Review: The Midnight After (2014)

The Midnight After

那夜凌晨,我坐上了旺角开往大埔的红VAN

Hong Kong, 2014, colour, 2.35:1, 123 mins.

Director: Chen Guo 陈果 [Fruit Chan].

Rating: 7/10.

Hong Kong’s Chen Guo [Fruit Chan] bounces back after a decade with a wild-ride, apocalyptic comedy-horror.

midnightafterSTORY

Hong Kong, the present day. At 02:25 a group of passengers in Wangjiao [Mong Kok] Road, Kowloon, board a late-night minibus heading to Dabu [Tai Po], in the New Territories. An argumentative couple disembark at the last moment and, as the passengers set off, they see them dead in a roadside accident. Those on board the minibus, driven by Xue (Lin Xue), include You Zichi (Huang Younan); Yuki (Wen Yongshan); Huang Wanfa (Ren Dahua), a middle-aged gangster type; Temple Street fortune-teller Mu Xiuying (Hui Yinghong); married couple Bobby and Pat (Li Shangzheng, Zhuo Yunzhi), who are going to watch football on TV at a friends’ home; druggie Blind Hui (Li Canchen), who’s on the run from some dealers and thinks the bus is heading to Quanwan [Tsuen Wan], seven miles from Dabu; IT specialist Xin (Xu Tianyou); long-haired geek Ouyang Wei (Jan Curious); a nerdy young woman, LV (Mai Zhijun); and some students at the Chinese University of Hong Kong. The minibus goes through the Lion Rock Tunnel on its way to the New Territories, but as it reaches Dabu the passengers notice there are no other cars on the road. After dropping off the university students – one of whom suddenly starts to feel ill – the minibus reaches its destination in Guangfu Road at 03:12. The street is totally deserted and, though the passengers’ phones work, nobody answers their calls. Xue and Huang Wanfa remember the traffic suddenly disappeared in the middle of Lion Rock Tunnel. After exchanging their numbers, the passengers split up. You Zichi and Yuki, who were sitting next to each other, walk around but he still can’t reach his girlfriend Yi (Yan Zhuoling) by phone, nor Yuki her boyfriend (Yao Yueming). Meanwhile, at the university the students panic when their friend’s illness rapidly spreads. You Zichi grabs a bike and cycles to Yi’s home, which is empty and covered in dust. Then all the passengers’ phones start ringing, with just an electronic scream at the other end of the line. They all arrange to meet next day at a small restaurant in Dabu to solve the mystery of what has happened.

REVIEW

After a decade largely spent contributing to portmanteau movies and working as a producer, Hong Kong maverick Chen Guo 陈果 [Fruit Chan] finally rediscovers his creative mojo with The Midnight After 那夜凌晨,我坐上了旺角开往大埔的红VAN, his first Chinese-language feature since the deliciously nasty horror Dumplings 饺子 (2004). (Chen has made only one other feature in the meantime, the English-language horror Don’t Look Up, 2009, a US remake of the 1996 first feature by Japan’s Nakata Hideo 中田秀夫.) Midnight is an intensely local but exhilarating comedy-horror that shows Chen firing on all pistons with his indie energy of old. For international release it would benefit from trimming some of the over-long dialogue sequences by 10-15 minutes, but it’s still a wildly inventive ride that pushes the comedy-horror-fantasy genre in challenging directions, as well as being a touching adieu for present-day Hong Kong.
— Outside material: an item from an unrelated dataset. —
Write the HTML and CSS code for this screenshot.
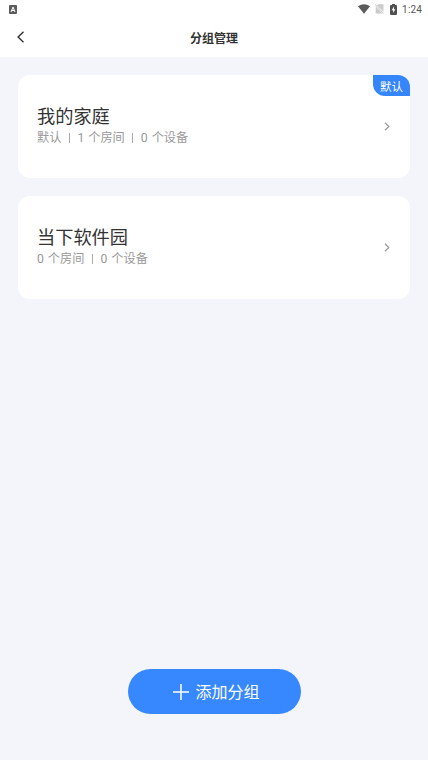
FILE: index.html
```html
<!DOCTYPE html>
<html lang="zh-CN">
<head>
<meta charset="utf-8">
<title>分组管理</title>
<link rel="stylesheet" href="styles.css">
</head>
<body>
<div class="screen">
  <header class="top">
    <div class="status">
      <svg class="app-icon" width="8" height="9" viewBox="0 0 8 9"><rect width="8" height="9" rx="1" fill="#5c5c5c"/><path d="M2 7L4 2L6 7M2.8 5.5H5.2" fill="none" stroke="#fff" stroke-width="1"/></svg>
      <div class="indicators">
        <svg width="12" height="10" viewBox="0 0 12 10"><path d="M0 2.3Q6-2 12 2.3L6 9.8Z" fill="#5c5c5c"/></svg>
        <svg width="9" height="10" viewBox="0 0 9 10"><path d="M3.2 .3H8.5V7.4L2 1.5Z M.7 2.4L7.5 9.5H.7Z" fill="#cbcbcb"/><path d="M.2 .5L8.7 9.5" stroke="#b0b0b0" stroke-width=".8"/></svg>
        <svg width="7" height="11" viewBox="0 0 7 11"><path d="M2 0H5V1H6.2Q7 1 7 2V10Q7 11 6 11H1Q0 11 0 10V2Q0 1 1 1H2Z" fill="#505050"/><path d="M4 2.5L1.6 6.3H3.2V9L5.4 5.2H4Z" fill="#fff"/></svg>
        <span class="time">1:24</span>
      </div>
    </div>
    <nav class="nav">
      <svg class="back" width="8" height="12" viewBox="0 0 8 12"><path d="M6.5.8L1.1 6L6.5 11.2" fill="none" stroke="#333" stroke-width="1.4"/></svg>
      <h1>分组管理</h1>
    </nav>
  </header>
  <main class="list">
    <section class="card">
      <div>
        <h2>我的家庭</h2>
        <p><span>默认</span><i></i><span>1 个房间</span><i></i><span>0 个设备</span></p>
      </div>
      <svg width="6" height="9" viewBox="0 0 6 9"><path d="M1 .8L4.8 4.5L1 8.2" fill="none" stroke="#999" stroke-width="1.2"/></svg>
      <span class="badge">默认</span>
    </section>
    <section class="card">
      <div>
        <h2>当下软件园</h2>
        <p><span>0 个房间</span><i></i><span>0 个设备</span></p>
      </div>
      <svg width="6" height="9" viewBox="0 0 6 9"><path d="M1 .8L4.8 4.5L1 8.2" fill="none" stroke="#999" stroke-width="1.2"/></svg>
    </section>
  </main>
  <button class="add">
    <svg width="16" height="16" viewBox="0 0 16 16"><path d="M8 0V16M0 8H16" stroke="#fff" stroke-width="1.5"/></svg>
    <span>添加分组</span>
  </button>
</div>
</body>
</html>
```
FILE: styles.css
```css
* { box-sizing: border-box; margin: 0; padding: 0; }
body { font-family: Roboto, "Noto Sans CJK SC", sans-serif; background: #f3f5fa; }
.screen { height: 760px; display: flex; flex-direction: column; align-items: center; padding-bottom: 46px; }
.top { width: 100%; height: 57px; background: #fff; }
.status { height: 18px; display: flex; justify-content: space-between; align-items: center; padding: 0 6px 0 9px; }
.indicators { display: flex; align-items: center; }
.indicators svg { margin-right: 5px; }
.indicators svg:nth-child(2) { margin-right: 6px; }
.time { font-size: 10px; line-height: 16px; padding-top: 1px; color: #555; letter-spacing: .15px; }
.nav { height: 38px; display: grid; grid-template-columns: 17px 1fr 17px; align-items: center; }
.back { grid-column: 2; grid-row: 1; }
.nav h1 { grid-column: 1 / 4; grid-row: 1; text-align: center; font-size: 12px; line-height: 18px; font-weight: 700; color: #333; padding-top: 3px; }
.list { width: 100%; flex: 1; padding: 18px; display: flex; flex-direction: column; gap: 18px; }
.card { position: relative; height: 103px; display: flex; align-items: center; justify-content: space-between; padding: 0 20px 0 19px; background: #fff; border-radius: 12px; }
.card h2 { font-size: 18.2px; line-height: 22px; padding-bottom: 1px; font-weight: 400; color: #333; }
.card p { display: flex; align-items: center; font-size: 12.2px; line-height: 18px; word-spacing: 1px; color: #999; }
.card i { width: 1px; height: 10px; background: #aaa; margin: 0 7.5px; }
.badge { position: absolute; top: 0; right: 0; width: 37px; height: 21px; border-radius: 0 12px 0 12px; background: #3585fb; color: #fff; font-size: 11.5px; line-height: 24px; text-align: center; }
.add { display: flex; align-items: center; justify-content: center; gap: 6px; width: 173px; height: 45px; border: 0; border-radius: 23px; background: #3788ff; color: #fff; font: inherit; font-size: 16px; line-height: 24px; padding-left: 5px; }
.add span { padding-top: 2px; }
```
The source material is a web-novel, Lost on a Red Mini Bus to Taipo 那夜凌晨,我坐上了旺角开往大步的红VAN, by 25-year-old Hong Kong writer Pizza, that was first serialised online from Feb to Jul 2012 and then published in book form in Jul 2012. The basic principle is simple: a late-night minibus takes 16 passengers from downtown Kowloon to Dabu [Tai Po], a New Territories suburb, and on the way through the Lion Rock Tunnel appears to travel through a time-warp. What exactly that time-warp is, and what kind of Hong Kong they’ve ended up in, is actually of less interest than what happens to the passengers as they panic, argue, combine forces, turn on each other, and face up to a kind of apocalypse during the next 24 hours. In that respect, it’s not that much different from a desert-island comedy-horror; but by being set in everyday, familiar surroundings it also becomes a commentary on traditional Hong Kong denizens and their mindsets.

The minibus passengers are a cross-section of locals, young and old: the plump, chattery driver (veteran Lin Xue 林雪 [Lam Suet], as if to the role born), a gangstery type (Ren Dahua 任达华 [Simon Yam], sporting a bouffon haircut), a highly-strung fortune-teller (Hui Yinghong 惠英红, less out-there than usual), a cool techie (Xu Tianyou 徐天佑, the disturbed teenager in At the End of Daybreak 心魔, 2009), a handsome young guy (Huang Younan 黄又南, Xu’s partner in band Shine), a pretty young woman (actress-model Wen Yongshan 文咏珊 [Janice Man], Nightfall 大追捕, 2012), a druggie (Li Canchen 李璨琛 [Sam Lee]), a screwed-up geek (Jan Curious, vocalist in indie rock band Chochukmo 触执毛) and so on. Part of the enjoyment of the film lies in knowing who the actors are, but the dialogue and the way in which the script shuffles the characters’ alliances around are both lively enough to keep general viewers entertained. Thus, when Jan Curious suddenly launches into a David Bowie classic, it’s both germane to the movie and staged as a real-showstopper, whether you get the local joke or not.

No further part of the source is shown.